It’s the turn of our second November birthstone today: citrine.
Citrine is the yellow variety of the most abundant mineral on earth, quartz. Used in everything from concrete to watch parts it is an incredible resource; however, it also happens to be an incredible gemstone.
Quartz comes in a wide range of colours and crystal structures, with some varieties showing that classic transparent lustre we think of when we picture a gemstone, whilst others are polycrystalline and opaque. Some polycrystalline examples are Jasper, agate and tiger’s eye, which I think we can agree all look very different to the crystalline quartz varieties, such as: amethyst, rock crystal and, of course, citrine.
Quartz is naturally a colourless stone in its pure state, but when traces of other elements are found in its environment it can grow in almost any colour of the rainbow. Coloured by the presence of iron, citrine is a yellow variety of crystalline quartz, as we have already mentioned, and one of the birthstones of November, added recently as a more pocket friendly option next to the original November birthstone, topaz.
Deriving its name from the French word of Lemon, citrine ranges from a light lemon to deep honey in colour and has a very similar tone to Topaz. This similarity in colour led to citrine and topaz being confused as one mineral for centuries until developments in minerology separated them: so citrine was undoubtably the best choice of a second gemstone for November.
Interestingly however, natural citrine is rare, in fact most citrine found on the market was mined as amethyst and has been heat treated to shift from its natural purple colour to yellow. The amethyst gems are heated to above 500 degrees Celsius, at which point the iron colour centre is activated and the gemstone’s colour permanently shifts. This is such a common occurrence that it isn’t required to be disclosed by sellers.

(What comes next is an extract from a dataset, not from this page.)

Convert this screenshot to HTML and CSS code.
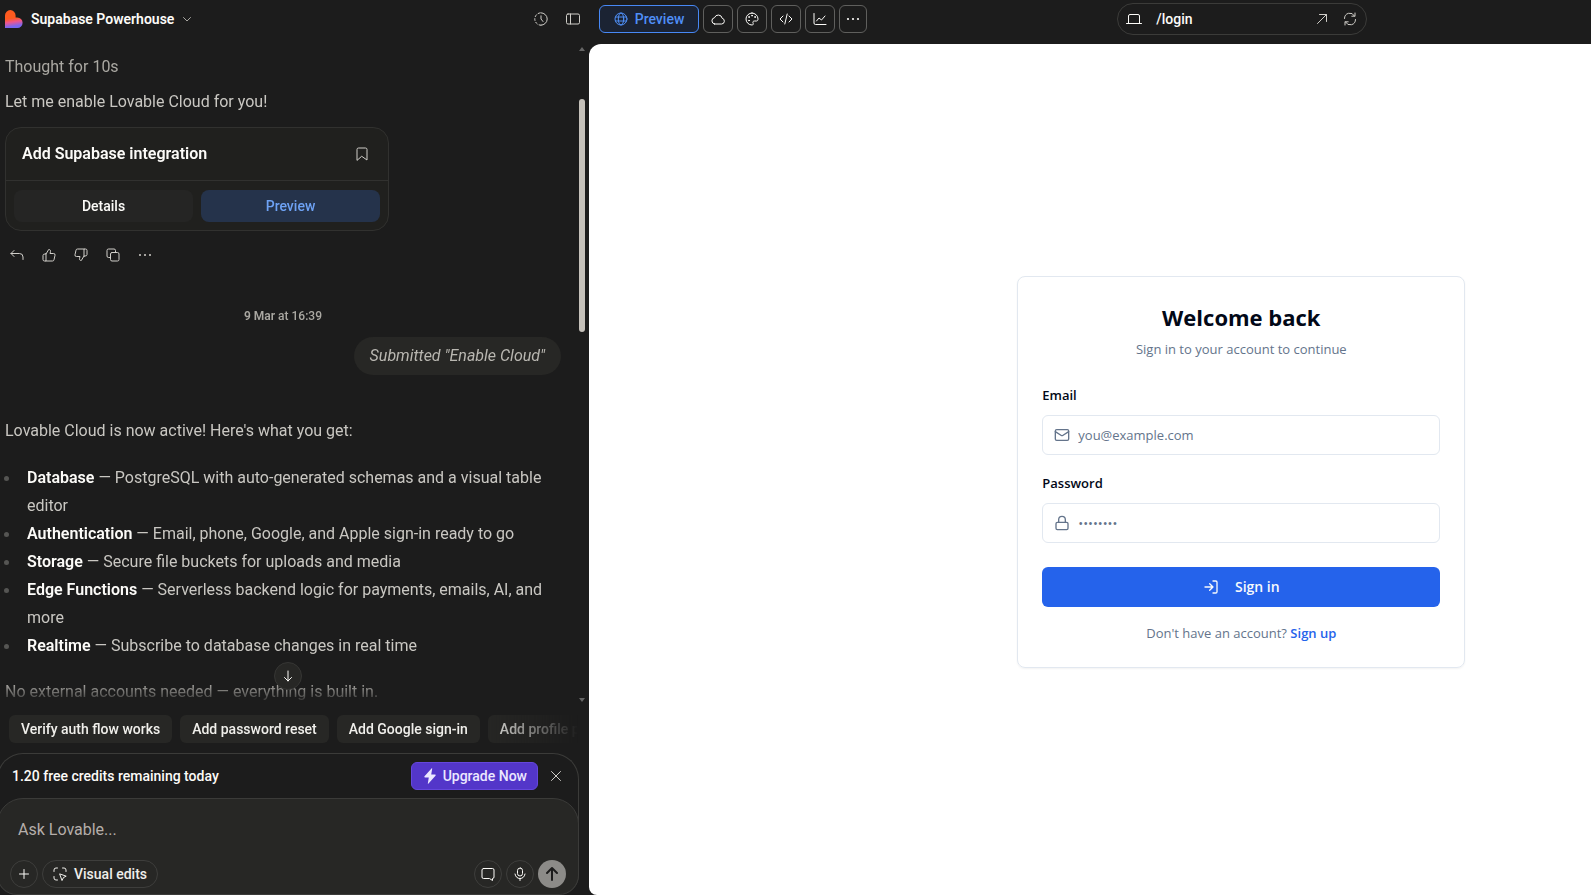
FILE: index.html
```html
<!DOCTYPE html>
<html lang="en">
<head>
<meta charset="utf-8">
<title>Supabase Powerhouse</title>
<link rel="stylesheet" href="styles.css">
</head>
<body>
<div class="app">
  <section class="side">
    <header class="side-head">
      <svg class="logo" viewBox="0 0 18 18" aria-hidden="true">
        <defs><linearGradient id="lg" x1="0.4" y1="0" x2="0.55" y2="1"><stop offset="0.45" stop-color="#ff5a1f"/><stop offset="0.65" stop-color="#f0568c"/><stop offset="0.9" stop-color="#7a66f0"/></linearGradient></defs>
        <path fill="url(#lg)" d="M0 5.400a5.300 5.300 0 0 1 10.600 0v2h1.700a5.300 5.300 0 0 1 0 10.600H0z"/>
      </svg>
      <button class="project" type="button">Supabase Powerhouse
        <svg class="icon i10" viewBox="0 0 10 10"><path d="M1.500 3.500 5 7l3.500-3.500"/></svg>
      </button>
      <div class="side-tools">
        <button class="bare" type="button" aria-label="History"><svg class="icon i16" viewBox="0 0 16 16"><path d="M8 1.800a6.200 6.200 0 0 1 0 12.400M8 4.800V8l2 2.500"/><path d="M8 14.200A6.200 6.200 0 0 1 8 1.800" stroke-dasharray="2 2"/></svg></button>
        <button class="bare" type="button" aria-label="Toggle sidebar"><svg class="icon i16" viewBox="0 0 16 16"><rect x="1.500" y="3" width="13" height="10" rx="1.500"/><path d="M5.500 3v10"/></svg></button>
      </div>
    </header>

    <div class="chat">
      <div class="log">
        <p class="thought">Thought for 10s</p>
        <p class="line">Let me enable Lovable Cloud for you!</p>
        <article class="task">
          <div class="task-head"><h2>Add Supabase integration</h2>
            <button class="bare" type="button" aria-label="Bookmark"><svg class="icon i16" viewBox="0 0 16 16"><path d="M3 14V3.500A1.500 1.500 0 0 1 4.500 2h7A1.500 1.500 0 0 1 13 3.500V14l-5-3.500z"/></svg></button>
          </div>
          <div class="task-foot"><button type="button">Details</button><button class="blue" type="button">Preview</button></div>
        </article>
        <div class="actions">
          <button class="bare" type="button" aria-label="Revert"><svg class="icon i14" viewBox="0 0 14 14"><path d="M4 2.500 1 5.500l3 3M1 5.500h8.500A3.500 3.500 0 0 1 13 9v2.500"/></svg></button>
          <button class="bare" type="button" aria-label="Like"><svg class="icon i14" viewBox="0 0 14 14"><path d="M4 6v7H2.500A1.500 1.500 0 0 1 1 11.500v-4A1.500 1.500 0 0 1 2.500 6zl2.700-4.500C8 1.500 8.800 2.300 8.500 3.500L8 5.500h3.500A1.500 1.500 0 0 1 13 7.300l-1 4.500A1.500 1.500 0 0 1 10.500 13H4"/></svg></button>
          <button class="bare" type="button" aria-label="Dislike"><svg class="icon i14" viewBox="0 0 14 14"><path d="M10 8V1h1.500A1.500 1.500 0 0 1 13 2.500v4A1.500 1.500 0 0 1 11.500 8zl-2.700 4.500C6 12.500 5.200 11.700 5.500 10.500L6 8.500H2.500A1.500 1.500 0 0 1 1 6.700l1-4.500A1.500 1.500 0 0 1 3.500 1H10"/></svg></button>
          <button class="bare" type="button" aria-label="Copy"><svg class="icon i14" viewBox="0 0 14 14"><rect x="4.500" y="4.500" width="8.500" height="8.500" rx="1.500"/><path d="M4.500 9.500h-2A1.500 1.500 0 0 1 1 8V2.500A1.500 1.500 0 0 1 2.500 1H8a1.500 1.500 0 0 1 1.500 1.500v2"/></svg></button>
          <button class="bare" type="button" aria-label="More"><svg class="dots i14" viewBox="0 0 14 14"><circle cx="2" cy="7" r="1"/><circle cx="7" cy="7" r="1"/><circle cx="12" cy="7" r="1"/></svg></button>
        </div>
        <p class="date"><b>9 Mar</b> at 16:39</p>
        <p class="bubble">Submitted "Enable Cloud"</p>
        <p class="line">Lovable Cloud is now active! Here's what you get:</p>
        <ul class="features">
          <li><b>Database</b> — PostgreSQL with auto-generated schemas and a visual table editor</li>
          <li><b>Authentication</b> — Email, phone, Google, and Apple sign-in ready to go</li>
          <li><b>Storage</b> — Secure file buckets for uploads and media</li>
          <li><b>Edge Functions</b> — Serverless backend logic for payments, emails, AI, and more</li>
          <li><b>Realtime</b> — Subscribe to database changes in real time</li>
        </ul>
        <p class="line">No external accounts needed — everything is built in.</p>
      </div>
      <div class="scroll" aria-hidden="true">
        <svg viewBox="0 0 6 6"><path d="M3 1 6 5H0z"/></svg>
        <div class="track"><div class="thumb"></div></div>
        <svg viewBox="0 0 6 6"><path d="M3 5 6 1H0z"/></svg>
      </div>
      <button class="jump" type="button" aria-label="Scroll to bottom"><svg class="icon i14" viewBox="0 0 14 14"><path d="M7 2v10M3.500 8.500 7 12l3.500-3.500"/></svg></button>
    </div>

    <div class="chips">
      <button type="button">Verify auth flow works</button>
      <button type="button">Add password reset</button>
      <button type="button">Add Google sign-in</button>
      <button type="button">Add profile page</button>
    </div>

    <div class="dock">
      <div class="credits"><span>1.20 free credits remaining today</span>
        <button class="upgrade" type="button"><svg class="i16" viewBox="0 0 16 16"><path fill="currentColor" d="M9.500.5 2.500 8.200c-.4.500-.1 1.200.5 1.200h3.800L5.800 15.500c0 .3.300.4.500.2l7.200-7.900c.4-.5.100-1.200-.5-1.200H9.200L10.200.8c0-.4-.4-.6-.7-.3z"/></svg>Upgrade Now</button>
        <button class="bare" type="button" aria-label="Dismiss"><svg class="icon i12" viewBox="0 0 12 12"><path d="m1.500 1.500 9 9m0-9-9 9"/></svg></button>
      </div>
      <form class="composer">
        <textarea rows="1" placeholder="Ask Lovable..." aria-label="Message"></textarea>
        <div class="composer-row">
          <button class="round" type="button" aria-label="Add"><svg class="icon i12" viewBox="0 0 12 12"><path d="M6 1.500v9M1.500 6h9"/></svg></button>
          <button class="round wide" type="button"><svg class="icon i14" viewBox="0 0 14 14"><path d="M1 4.500V3a2 2 0 0 1 2-2h1.500M9.500 1H11a2 2 0 0 1 2 2v1.500M1 9.500V11a2 2 0 0 0 2 2h1.500M7 7l6.200 2.200-2.700 1.300-1.300 2.700z"/></svg>Visual edits</button>
          <span class="grow"></span>
          <button class="round" type="button" aria-label="Chat"><svg class="icon i16" viewBox="0 0 16 16"><path d="M3.500 2.500h9A1.500 1.500 0 0 1 14 4v7a1.500 1.500 0 0 1-1.500 1.500v2l-3-2h-6A1.500 1.500 0 0 1 2 11V4a1.500 1.500 0 0 1 1.500-1.500z"/></svg></button>
          <button class="round" type="button" aria-label="Dictate"><svg class="icon i14" viewBox="0 0 14 14"><rect x="4.500" y="1" width="5" height="8" rx="2.500"/><path d="M2 7c.5 3 2.500 4.500 5 4.500S11.500 10 12 7M7 11.500V13.500"/></svg></button>
          <button class="round send" type="submit" aria-label="Send"><svg class="icon i16" viewBox="0 0 16 16"><path d="M8 14V2M3 7l5-5 5 5"/></svg></button>
        </div>
      </form>
    </div>
  </section>

  <section class="main">
    <header class="toolbar">
      <nav class="tabs">
        <button class="active" type="button"><svg class="icon i14" viewBox="0 0 14 14"><circle cx="7" cy="7" r="6"/><ellipse cx="7" cy="7" rx="2.700" ry="6"/><path d="M1.500 5h11M1.500 9h11"/></svg>Preview</button>
        <button type="button" aria-label="Cloud"><svg class="icon i14" viewBox="0 0 14 14"><path d="M3.600 12h7a2.900 2.900 0 0 0 .6-5.700A4 4 0 0 0 3.500 5.700 3.200 3.200 0 0 0 3.600 12z"/></svg></button>
        <button type="button" aria-label="Design"><svg class="icon i14" viewBox="0 0 14 14"><path d="M7 1a6 6 0 1 0 0 12c1.300 0 1.500-1 1.100-1.800C7.500 9.800 8.200 9 9.500 9h2c1 0 1.500-.8 1.500-2A6 6 0 0 0 7 1z"/><g fill="currentColor"><circle cx="4" cy="5" r=".4"/><circle cx="7" cy="3.700" r=".4"/><circle cx="10" cy="5" r=".4"/><circle cx="4" cy="8.500" r=".4"/></g></svg></button>
        <button type="button" aria-label="Code"><svg class="icon i14" viewBox="0 0 14 14"><path d="M4 4 1 7l3 3M10 4l3 3-3 3M8.200 2 5.800 12"/></svg></button>
        <button type="button" aria-label="Analytics"><svg class="icon i14" viewBox="0 0 14 14"><path d="M1 1.500V11a1.500 1.500 0 0 0 1.500 1.500H13M3.500 9 6 6l2.500 2L12 4"/></svg></button>
        <button class="more" type="button" aria-label="More"><svg class="dots i14" viewBox="0 0 14 14"><circle cx="2" cy="7" r="1.100"/><circle cx="7" cy="7" r="1.100"/><circle cx="12" cy="7" r="1.100"/></svg></button>
      </nav>
      <div class="address">
        <svg class="icon i16" viewBox="0 0 16 16"><path d="M2.500 12.500V5A1.500 1.500 0 0 1 4 3.500h8A1.500 1.500 0 0 1 13.500 5v7.500M.5 12.500h15"/></svg>
        <span class="path">/login</span>
        <button class="bare" type="button" aria-label="Open in new tab"><svg class="icon i12" viewBox="0 0 12 12"><path d="M1.500 10.500l9-9M3.500 1.500h7v7"/></svg></button>
        <button class="bare" type="button" aria-label="Reload"><svg class="icon i14" viewBox="0 0 14 14"><path d="M1.500 6.500A5.300 5.300 0 0 1 11.500 4M12 1v3.200H8.800M12.500 7.500A5.300 5.300 0 0 1 2.500 10M2 13V9.800h3.200"/></svg></button>
      </div>
    </header>
    <div class="stage">
      <form class="login">
        <h1>Welcome back</h1>
        <p class="sub">Sign in to your account to continue</p>
        <label for="email">Email</label>
        <div class="field"><svg class="icon i16" viewBox="0 0 24 24"><rect x="2" y="4" width="20" height="16" rx="2"/><path d="m22 7-8.970 5.700a1.940 1.940 0 0 1-2.060 0L2 7"/></svg><input id="email" type="email" placeholder="you@example.com"></div>
        <label for="password">Password</label>
        <div class="field"><svg class="icon i16" viewBox="0 0 24 24"><rect x="3" y="11" width="18" height="11" rx="2"/><path d="M7 11V7a5 5 0 0 1 10 0v4"/></svg><input id="password" type="password" placeholder="••••••••"></div>
        <button class="submit" type="submit"><svg class="icon i16" viewBox="0 0 24 24"><path d="M15 3h4a2 2 0 0 1 2 2v14a2 2 0 0 1-2 2h-4M10 17l5-5-5-5M15 12H3"/></svg>Sign in</button>
        <p class="signup">Don't have an account? <a href="#">Sign up</a></p>
      </form>
    </div>
  </section>
</div>
</body>
</html>
```
FILE: styles.css
```css
* { box-sizing: border-box; margin: 0; padding: 0; }
body { background: #1c1c1c; color: #fcfbf8; font: 500 14px/20px Roboto, "Liberation Sans", sans-serif; overflow: hidden; }
button, input, textarea { font: inherit; color: inherit; background: none; border: 0; }
button { display: flex; align-items: center; justify-content: center; cursor: pointer; white-space: nowrap; }
svg { display: block; flex: none; }
.icon { fill: none; stroke: currentColor; stroke-width: 1; stroke-linecap: round; stroke-linejoin: round; }
.dots { fill: currentColor; }
.i10 { width: 10px; height: 10px; }
.i12 { width: 12px; height: 12px; }
.i14 { width: 14px; height: 14px; }
.i16 { width: 16px; height: 16px; }
.bare { color: #d0cec9; }

.app { display: grid; grid-template-columns: 589px 82vw; height: 100vh; overflow: hidden; }

.side { display: flex; flex-direction: column; min-width: 0; min-height: 0; }
.side-head { display: flex; align-items: center; height: 38px; padding: 0 8px 0 5px; }
.logo { width: 18px; height: 18px; }
.project { margin-left: 8px; gap: 8px; font-weight: 600; }
.project .icon { color: #a8a6a1; }
.side-tools { display: flex; gap: 16px; margin-left: auto; }

.chat { position: relative; flex: 1; min-height: 0; display: flex; padding-top: 8px; }
.log { flex: 1; min-width: 0; overflow: hidden; padding: 7px 18px 0 5px; font-size: 16px; line-height: 28px; font-weight: 400; color: #c9c7c2; mask-image: linear-gradient(#000 calc(100% - 26px), transparent); }
.thought { color: #aaa8a2; }
.thought + .line { margin-top: 7px; }
.task { width: 384px; margin-top: 11px; border: 1px solid #31312f; border-radius: 16px; background: #20201e; color: #fcfbf8; }
.task-head { display: flex; align-items: center; justify-content: space-between; height: 53px; padding: 0 18px 0 16px; border-bottom: 1px solid #31312f; }
.task-head h2 { font-size: 16px; font-weight: 600; }
.task-foot { display: flex; gap: 8px; padding: 9px 8px 8px; }
.task-foot button { flex: 1; height: 32px; border-radius: 8px; background: #252524; font-size: 14px; font-weight: 500; }
.task-foot .blue { background: #25334b; color: #6ea2f4; }
.actions { display: flex; gap: 18px; padding: 0 5px; margin-top: 17px; }
.date { margin-top: 40px; text-align: center; font-size: 12px; font-weight: 500; color: #aaa8a2; }
.date b { font-weight: 600; }
.bubble { width: fit-content; margin: 7px 0 42px auto; padding: 5px 16px; border-radius: 19px; background: #272725; font-style: italic; color: #b9b7b1; }
.features { list-style: none; margin: 19px 0 18px; padding-left: 22px; }
.features li { position: relative; }
.features li::before { content: ""; position: absolute; left: -23px; top: 12px; width: 5px; height: 5px; border-radius: 50%; background: #555553; }
.features b { font-weight: 600; color: #fcfbf8; }
.scroll { width: 6px; margin-right: 4px; display: flex; flex-direction: column; padding-bottom: 2px; }
.scroll svg { width: 6px; height: 6px; fill: #666; }
.track { flex: 1; padding-top: 47px; }
.thumb { height: 39%; border-radius: 3px; background: #c5c1ba; }
.jump { position: absolute; left: calc(50% - 21px); bottom: 15px; width: 28px; height: 28px; border: 1px solid #363634; border-radius: 50%; background: #272725; }

.chips { display: flex; gap: 8px; padding: 10px 0 10px 9px; margin-right: 11px; overflow: hidden; mask-image: linear-gradient(90deg, #000 83%, transparent 100%); }
.chips button { flex: none; height: 28px; padding: 0 12px; border-radius: 6px; background: #272725; color: #f0efeb; }

.dock { margin: 0 10px 0 -3px; border: 1px solid #3b3b39; border-bottom: 0; border-radius: 26px 26px 20px 20px; }
.credits { display: flex; align-items: center; height: 44px; padding: 0 16px 0 14px; }
.upgrade { margin-left: auto; margin-right: 12px; height: 28px; padding: 0 10px; gap: 5px; border: 1px solid #6547dc; border-radius: 6px; background: #5336c9; color: #ece8ff; }
.composer { margin: 0 -1px; border: 1px solid #3b3b39; border-radius: 26px 26px 20px 20px; background: #272725; padding: 19px 12px 6px; }
.composer textarea { display: block; width: 100%; height: 24px; margin-bottom: 18px; padding: 0 8px; resize: none; outline: 0; font-size: 16px; line-height: 24px; font-weight: 400; overflow: hidden; }
.composer textarea::placeholder { color: #b5aeaa; }
.composer-row { display: flex; gap: 4px; }
.grow { flex: 1; }
.round { width: 28px; height: 28px; border: 1px solid #3e3e3c; border-radius: 14px; }
.wide { width: auto; padding: 0 10px; gap: 7px; color: #efeeea; }
.send { border: 0; background: #8c8b88; color: #1c1c1c; }
.send .icon { stroke-width: 2; }

.main { display: flex; flex-direction: column; min-width: 0; }
.toolbar { display: grid; grid-template-columns: 1fr 250px 1fr; align-items: center; height: 38px; margin-bottom: 6px; padding-left: 10px; padding-right: 8px; }
.tabs { display: flex; gap: 4px; }
.tabs button { width: 30px; height: 28px; border: 1px solid #5f5f5d; border-radius: 6px; }
.tabs .more { width: 28px; }
.tabs .active { width: 100px; gap: 7px; border-color: #4788f5; background: #1b2333; color: #4f8ff7; }
.address { display: flex; align-items: center; height: 32px; padding: 0 9px 0 8px; border: 1px solid #3b3b39; border-radius: 16px; }
.path { flex: 1; padding-left: 14px; }
.address .bare + .bare { margin-left: 15px; }

.stage { flex: 1; display: flex; align-items: center; justify-content: center; padding-top: 4px; background: #fff; border-radius: 12px 0 0 8px; color: #020817; font: 400 13px/20px "Open Sans", "Noto Sans", sans-serif; }
.stage .icon { stroke-width: 2; }
.login { width: 448px; padding: 24px; border: 1px solid #e2e8f0; border-radius: 8px; box-shadow: 0 1px 2px rgba(0, 0, 0, .05); }
.login h1 { text-align: center; font-size: 22px; line-height: 32px; font-weight: 700; }
.sub { margin: 6px 0 24px; text-align: center; color: #64748b; }
.login label { display: block; line-height: 24px; font-weight: 600; }
.field { display: flex; align-items: center; height: 40px; margin: 8px 0 16px; padding: 0 11px; gap: 8px; border: 1px solid #e2e8f0; border-radius: 6px; color: #64748b; }
.field input { flex: 1; min-width: 0; outline: 0; }
.field input::placeholder { color: #64748b; }
.submit { width: 100%; height: 40px; margin: 24px 0 16px; gap: 16px; border-radius: 6px; background: #2563eb; color: #f8fafc; font-size: 14px; font-weight: 600; }
.signup { text-align: center; color: #64748b; }
.signup a { color: #2563eb; font-weight: 600; text-decoration: none; }
```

Revered across time Citrine peppers our history with its lore and legends. Known as the ‘merchant’s stone’ in the middle-ages, citrine was supposed to bring wealth and prosperity to the wearer; whilst in Scotland it was synonymous with protection, often found on the hilts of decorated soldiers’ swords as a talisman carried into battle.
One notable example of citrine jewellery is the incredible Cartier tiara made for the George VI coronation in 1937. A testament to exquisite craftsmanship the tiara holds an important emerald cut citrine to the centre, surrounded by an Art Deco style diamond halo before leading to an amazing band of channel set citrine stones that encircle the entire head.
Undoubtably one of our favourite gemstones the citrine is perfect for any budget and ideal for everyday wear; it truly is the perfect gemstone.